2. The retaining ring of claim 1 , wherein the bonding layer includes an epoxy material.
3. The retaining ring of claim 1 , wherein the step is annular.
4. The retaining ring of claim 1 , wherein the step includes a vertical wall on a side of the step closer to the outer diameter of the lower portion, and the recess includes a vertical wall on a side of the recess closer to the outer diameter of the upper portion, the vertical wall of the step being parallel to the vertical of the recess.
5. The retaining ring of claim 4 , wherein the bonding layer is disposed between the vertical wall of the step being parallel to the vertical of the recess.
6. The retaining ring of claim 4 , wherein the lower surface of the upper portion includes a downwardly projecting lip in the recess adjacent to the vertical wall of the recess.

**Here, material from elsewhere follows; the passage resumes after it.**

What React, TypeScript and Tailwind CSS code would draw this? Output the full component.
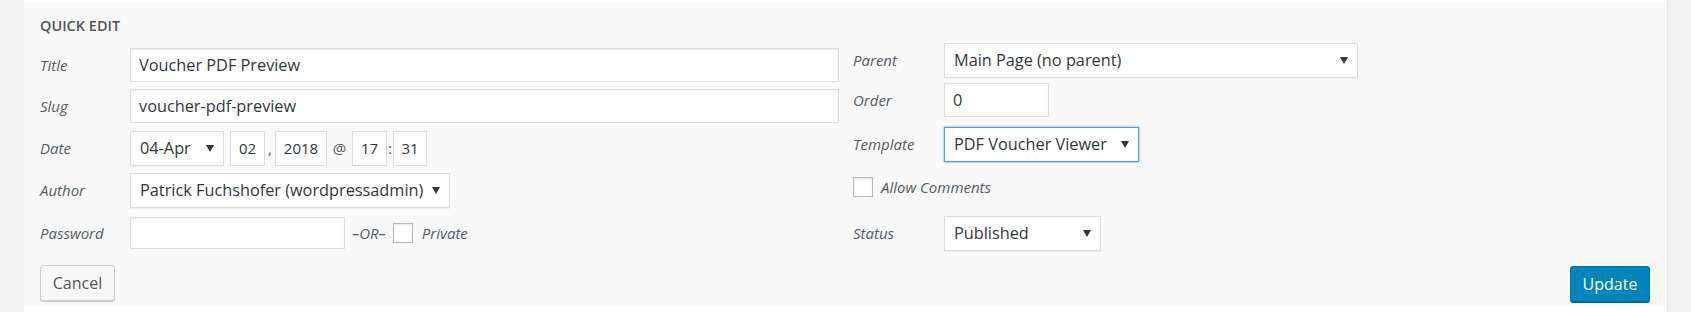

7. The retaining ring of claim 6 , wherein the lip contacts the vertical wall of the step.
8. The retaining ring of claim 6 , wherein the lip is annular.
9. The retaining ring of claim 5 , wherein the bonding layer is additionally disposed between the remainder of the upper surface of the lower portion and the remainder of the lower surface of the upper portion.
10. The retaining ring of claim 4 , wherein the upper surface of the lower portion includes a horizontal surface and a curved portion between the vertical wall and the horizontal surface.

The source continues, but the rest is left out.